◆ WHAT IS EXPECTED ◆
Write out the material exactly, leaving every picture behind.

◆ DATA SHOWN ◆

◆ ◆ ◆ ◆ ◆

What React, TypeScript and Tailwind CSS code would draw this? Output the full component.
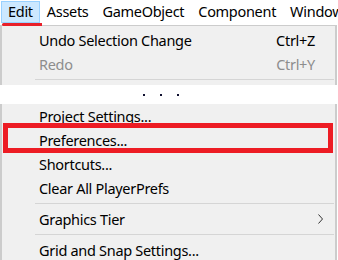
import React from "react";

const font = { fontFamily: '"Noto Sans", "Open Sans", sans-serif' };

function Row({ label, shortcut, disabled, sub }: { label: string; shortcut?: string; disabled?: boolean; sub?: boolean }) {
  return (
    <div className={`h-[24px] flex items-center pl-[37px] pr-[20px] text-[14.5px] tracking-[-0.3px] leading-[24px] ${disabled ? "text-[#8d8d8d]" : "text-black"}`}>
      <span className="flex-1 whitespace-nowrap">{label}</span>
      {shortcut && <span className="whitespace-nowrap">{shortcut}</span>}
      {sub && (
        <svg width="6" height="10" viewBox="0 0 6 10" className="mr-[-9px]">
          <path d="M0.5 0.5 L4.5 5 L0.5 9.5" fill="none" stroke="#333" strokeWidth="1" />
        </svg>
      )}
    </div>
  );
}

function Sep() {
  return <div className="ml-[33px] mr-[1px] my-[3px] h-px bg-[#d5d5d5]" />;
}

export default function App() {
  return (
    <div className="w-[338px] h-[260px] bg-white overflow-hidden relative" style={font}>
      <div className="h-[25px] flex items-start text-[14.5px] tracking-[-0.3px] text-black pt-[1px] whitespace-nowrap">
        <div className="ml-[1px] h-[22px] px-[6px] bg-[#cce8ff] border border-[#99d1ff] flex items-center">Edit</div>
        <div className="h-[22px] flex items-center px-[7px]">Assets</div>
        <div className="h-[22px] flex items-center px-[7px]">GameObject</div>
        <div className="h-[22px] flex items-center px-[7px]">Component</div>
        <div className="h-[22px] flex items-center px-[7px]">Window</div>
      </div>
      <div className="border-t border-l-2 border-r-2 border-[#cccccc] bg-[#f0f0f0] pt-[2px] pb-[2px] w-[337px]">
        <Row label="Undo Selection Change" shortcut="Ctrl+Z" />
        <Row label="Redo" shortcut="Ctrl+Y" disabled />
        <Sep />
      </div>
      <div className="h-[19px] bg-white flex items-center pl-[143px] gap-[15px]">
        <span className="w-[2px] h-[2px] bg-[#101030]" />
        <span className="w-[2px] h-[2px] bg-[#101030]" />
        <span className="w-[2px] h-[2px] bg-[#101030]" />
      </div>
      <div className="border-l-2 border-r-2 border-[#cccccc] bg-[#f0f0f0] w-[337px] h-[200px]">
        <Row label="Project Settings..." />
        <Row label="Preferences..." />
        <Row label="Shortcuts..." />
        <Row label="Clear All PlayerPrefs" />
        <Sep />
        <Row label="Graphics Tier" sub />
        <Sep />
        <Row label="Grid and Snap Settings..." />
      </div>
      <div className="absolute left-[2px] top-[23px] w-[40px] h-[3px] bg-[#e8202a] rounded-l-full" />
      <div className="absolute left-[3px] top-[123px] w-[330px] h-[30px] border-[5px] border-[#ed1c24]" />
    </div>
  );
}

◆ ◆ ◆ ◆ ◆

◆ OUTPUT ◆
What React, TypeScript and Tailwind CSS code would draw this? Output the full component.
import React from "react";

const font = { fontFamily: '"Noto Sans", "Open Sans", sans-serif' };

function Row({ label, shortcut, disabled, sub }: { label: string; shortcut?: string; disabled?: boolean; sub?: boolean }) {
  return (
    <div className={`h-[24px] flex items-center pl-[37px] pr-[20px] text-[14.5px] tracking-[-0.3px] leading-[24px] ${disabled ? "text-[#8d8d8d]" : "text-black"}`}>
      <span className="flex-1 whitespace-nowrap">{label}</span>
      {shortcut && <span className="whitespace-nowrap">{shortcut}</span>}
      {sub && (
        <svg width="6" height="10" viewBox="0 0 6 10" className="mr-[-9px]">
          <path d="M0.5 0.5 L4.5 5 L0.5 9.5" fill="none" stroke="#333" strokeWidth="1" />
        </svg>
      )}
    </div>
  );
}

function Sep() {
  return <div className="ml-[33px] mr-[1px] my-[3px] h-px bg-[#d5d5d5]" />;
}

export default function App() {
  return (
    <div className="w-[338px] h-[260px] bg-white overflow-hidden relative" style={font}>
      <div className="h-[25px] flex items-start text-[14.5px] tracking-[-0.3px] text-black pt-[1px] whitespace-nowrap">
        <div className="ml-[1px] h-[22px] px-[6px] bg-[#cce8ff] border border-[#99d1ff] flex items-center">Edit</div>
        <div className="h-[22px] flex items-center px-[7px]">Assets</div>
        <div className="h-[22px] flex items-center px-[7px]">GameObject</div>
        <div className="h-[22px] flex items-center px-[7px]">Component</div>
        <div className="h-[22px] flex items-center px-[7px]">Window</div>
      </div>
      <div className="border-t border-l-2 border-r-2 border-[#cccccc] bg-[#f0f0f0] pt-[2px] pb-[2px] w-[337px]">
        <Row label="Undo Selection Change" shortcut="Ctrl+Z" />
        <Row label="Redo" shortcut="Ctrl+Y" disabled />
        <Sep />
      </div>
      <div className="h-[19px] bg-white flex items-center pl-[143px] gap-[15px]">
        <span className="w-[2px] h-[2px] bg-[#101030]" />
        <span className="w-[2px] h-[2px] bg-[#101030]" />
        <span className="w-[2px] h-[2px] bg-[#101030]" />
      </div>
      <div className="border-l-2 border-r-2 border-[#cccccc] bg-[#f0f0f0] w-[337px] h-[200px]">
        <Row label="Project Settings..." />
        <Row label="Preferences..." />
        <Row label="Shortcuts..." />
        <Row label="Clear All PlayerPrefs" />
        <Sep />
        <Row label="Graphics Tier" sub />
        <Sep />
        <Row label="Grid and Snap Settings..." />
      </div>
      <div className="absolute left-[2px] top-[23px] w-[40px] h-[3px] bg-[#e8202a] rounded-l-full" />
      <div className="absolute left-[3px] top-[123px] w-[330px] h-[30px] border-[5px] border-[#ed1c24]" />
    </div>
  );
}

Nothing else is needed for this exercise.